PENTECOSTÉS 2012
Ven, Espíritu divino,
manda tu luz desde el cielo.
Padre amoroso del pobre;
don, en tus dones espléndido;
luz que penetra las almas;
fuente del mayor consuelo.
Ven, dulce huésped del alma,
descanso de nuestro esfuerzo,
tregua en el duro trabajo,
brisa en las horas de fuego,
gozo que enjuga las lágrimas
y reconforta en los duelos.
Entra hasta el fondo del alma,
divina luz, y enriquécenos.
Mira el vacío del hombre,
si tú le faltas por dentro;
mira el poder del pecado,
cuando no envías tu aliento.
Riega la tierra en sequía,
sana el corazón enfermo,
lava las manchas,
infunde calor de vida en el hielo,
doma el espíritu indómito,
guía al que tuerce el sendero.
Reparte tus siete dones,
según la fe de tus siervos;
por tu bondad y tu gracia,
dale al esfuerzo su mérito;
salva al que busca salvarse
y danos tu gozo eterno.
Esta secuencia es preciosa, llena de contenido y sacada de la pluma de un creyente que ha experimentado el gozo de estar rebosante del Espíritu Santo. Dense cuenta que primero hacemos una súplica al Espíritu; ‘¡que venga!’, ‘¡que esté con nosotros!’, ‘¡que haga morada en nosotros!’. ¡Que queremos contar con Él!, ¡que queremos disfrutar de su presencia!, ¡que nos morimos de ganas de compartir de esa alegría que emana del Trono de Dios!

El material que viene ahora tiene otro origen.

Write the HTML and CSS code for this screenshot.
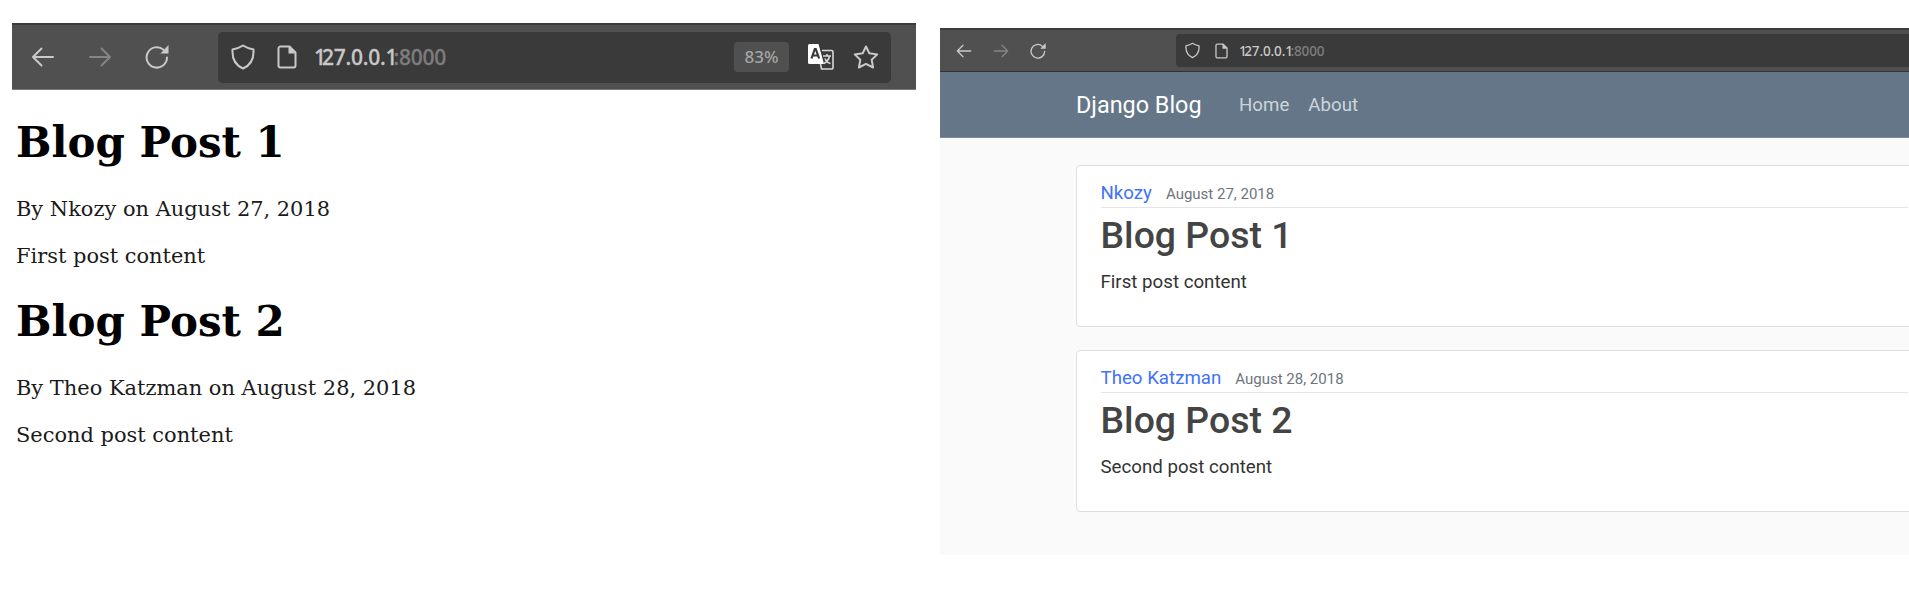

Nuestra alma ha de ser un corazón enamorada que palpite aceleradamente porque tiene a alguien con el que desea estar, reír, gozar y sufrir a su lado. Jesucristo nos dice: «Pedid y se os dará, llamar y se os abrirá»; y hermanos, lo que estamos suplicando es que anhelamos formar parte de las filas de los discípulos de Jesús, ¡que nos queremos alistar como discípulos suyos! Y por eso mismo, porque deseamos ser soldados de Cristo y apostar con decisión por una cultura cristiana suplimos, imploramos y rezamos para que el Espíritu Santo sea derramado generosamente en nuestras vidas y así poder gozar de esa lucidez que da Dios para poder entender lo que vivimos.
Los cristianos nos parecemos muchas veces a los topos, siempre bajo tierra. Hermanos, nos llegamos a creer que nuestra vida cristiana se reduce a una práctica de cultos y costumbres, llegando a conformarnos con esto porque pensamos que esto es lo máximo que podemos alcanzar en nuestro trato con Dios. Y es como si estuviésemos adentrándonos en una cueva y poco a poco la oscuridad fuera dominando y nosotros solo portáramos una pequeña linterna con las pilas medio agotadas. Es que resulta que cada uno de nosotros somos templos de Dios, somos sagrarios del Espíritu, que ¡Dios nos ha capacitado para poder acoger su presencia en nuestras vidas! Que Dios no nos pone en la mano una simple linterna con una luz apocada sino que nos ofrece su luz, la misma luz que Dios goza en el Cielo: Nos regala su Santo Espíritu.
Pongamos nuestros ojos en la Virgen. Ella es la llena de Gracia, la llena del Espíritu. Ella es el modelo de cómo tenemos que tener toda nuestra alma abierta las 24 horas a Dios. Cuando el Espíritu Santo se adentra en nuestra alma; cuando el Espíritu Santo se instala en lo más sagrado de nuestras vidas que es el alma… es cuando uno empieza a saborear las cosas de Dios.